Pero no quiero referirme a la marcha en sí, que demandaba reivindicaciones legítimas contra la violencia doméstica, intrafamiliar y contra la agresión sexual de las que son objeto las mujeres por el solo hecho de ejercer su libertar en el vestir, en el actuar y en el decir. Quiero más bien referirme a la cobertura que realizaron los medios de comunicación. Todos acudieron y se mostraron agradecidos, pues como las oficinas de relaciones públicas están cerradas los fines de semana solo les quedan las oficinas de la Policía y la Cruz Roja. Es por esto que, habitualmente, los informativos del domingo están plagados de crónica roja.
Las coberturas revelan el prejuicio que aún persiste en ciertos medios, en realidad en la mayoría. Todos se muestran timoratos en mostrar las imágenes (propositivamente provocativas) de las marchantes y peor los testimonios. Al final, todos terminaron replicando la misma declaración “oficial” de la vocera de la marcha y las palabras de la autoridad, el concejal Norman Wray. Pero lo realmente revelador es que casi todos los medios (de televisión) no se atrevían a pronunciar el nombre: “Marcha de las Putas”.
Y claro, aunque parezca mentira, algunos medios incluyeron el famoso pito cuando se pronunciaba putas. En Canal Uno no solo se incluyó el pito con la presentadora, sino también en la voz del reportero. El colmo de la pacatería. Claro, la presentadora, tan bella, tan arreglada, tan maquillada, tan formal, no puede pronunciar semejante ofensa. Su boquita pintada no puede decir jamás una “mala” palabra.
Ya es hora de terminar con la solemnidad, con esa forma tan conservadora de asumir temas que son ya parte de nuestra cotidianidad. La sexualidad y sus identidades, para los medios, siguen siendo un tabú. Y, lo que es peor, la mujer sigue, lamentablemente, siendo solo un objeto de deseo.

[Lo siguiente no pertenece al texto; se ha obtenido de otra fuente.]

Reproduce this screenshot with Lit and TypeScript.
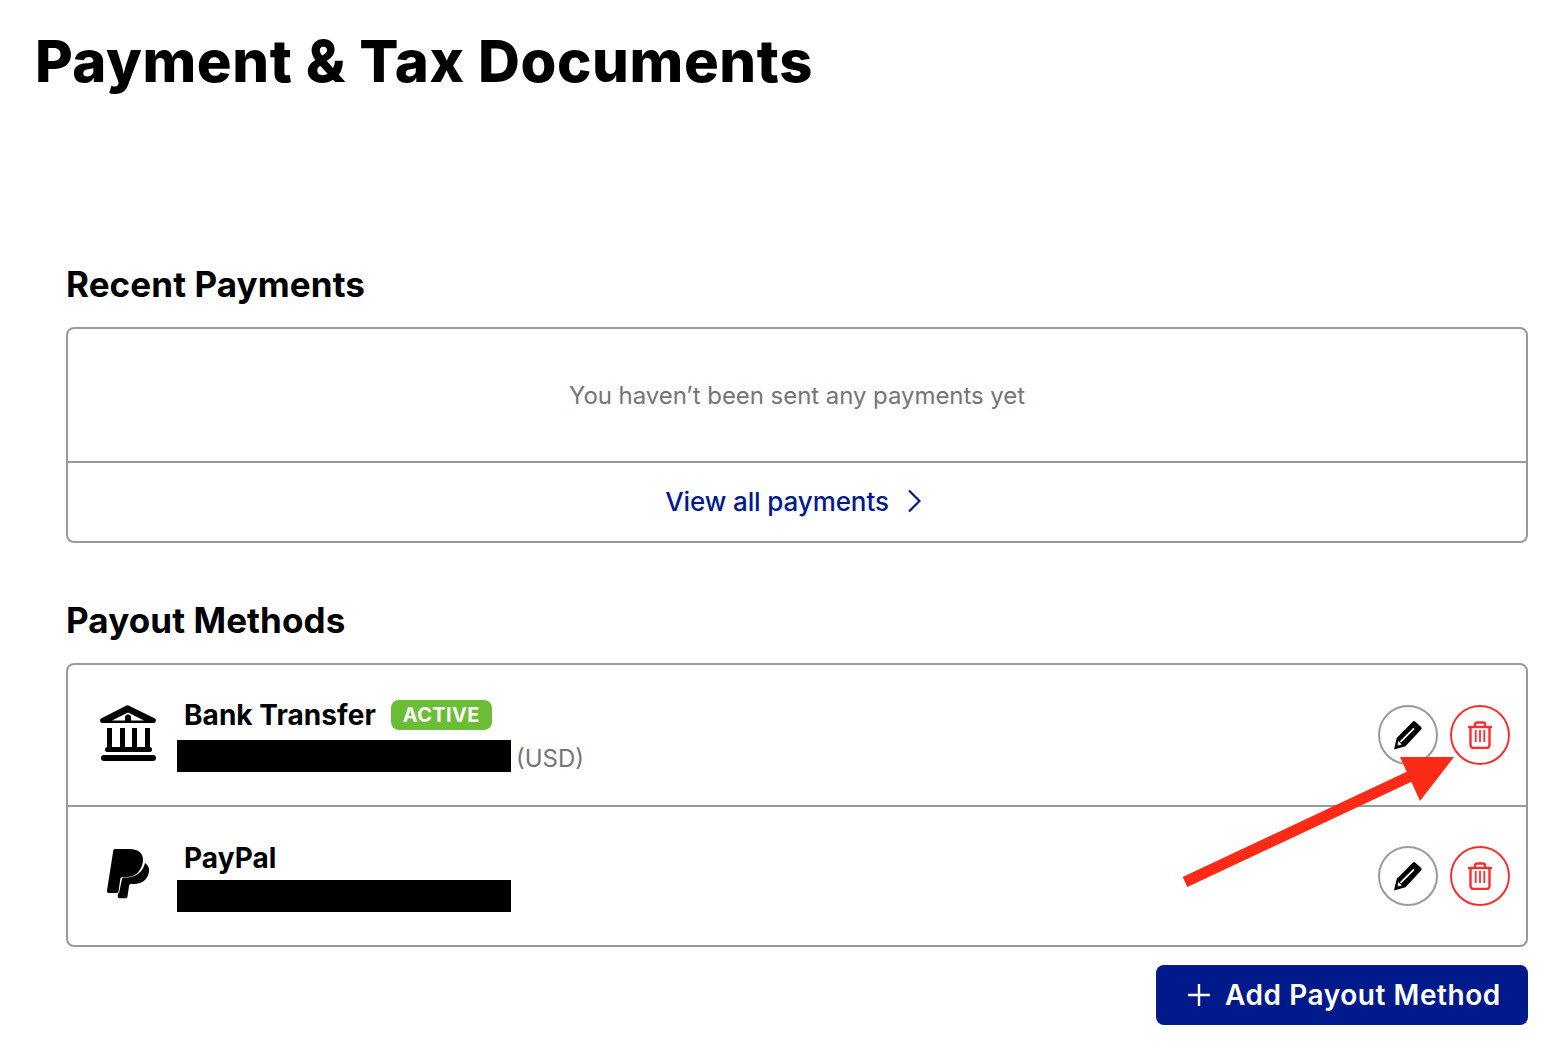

Juan Manuel Serrat nos decía, en una de sus visitas a Quito, que a él no le ofenden las malas palabras, lo que sí le ofende es la pobreza, la corrupción y la injusticia. Con todos nosotros debería suceder lo mismo. En cualquier caso, esta marcha seguro, al menos, removió las falsas apariencias. Y esto, por ahora, ya es bastante.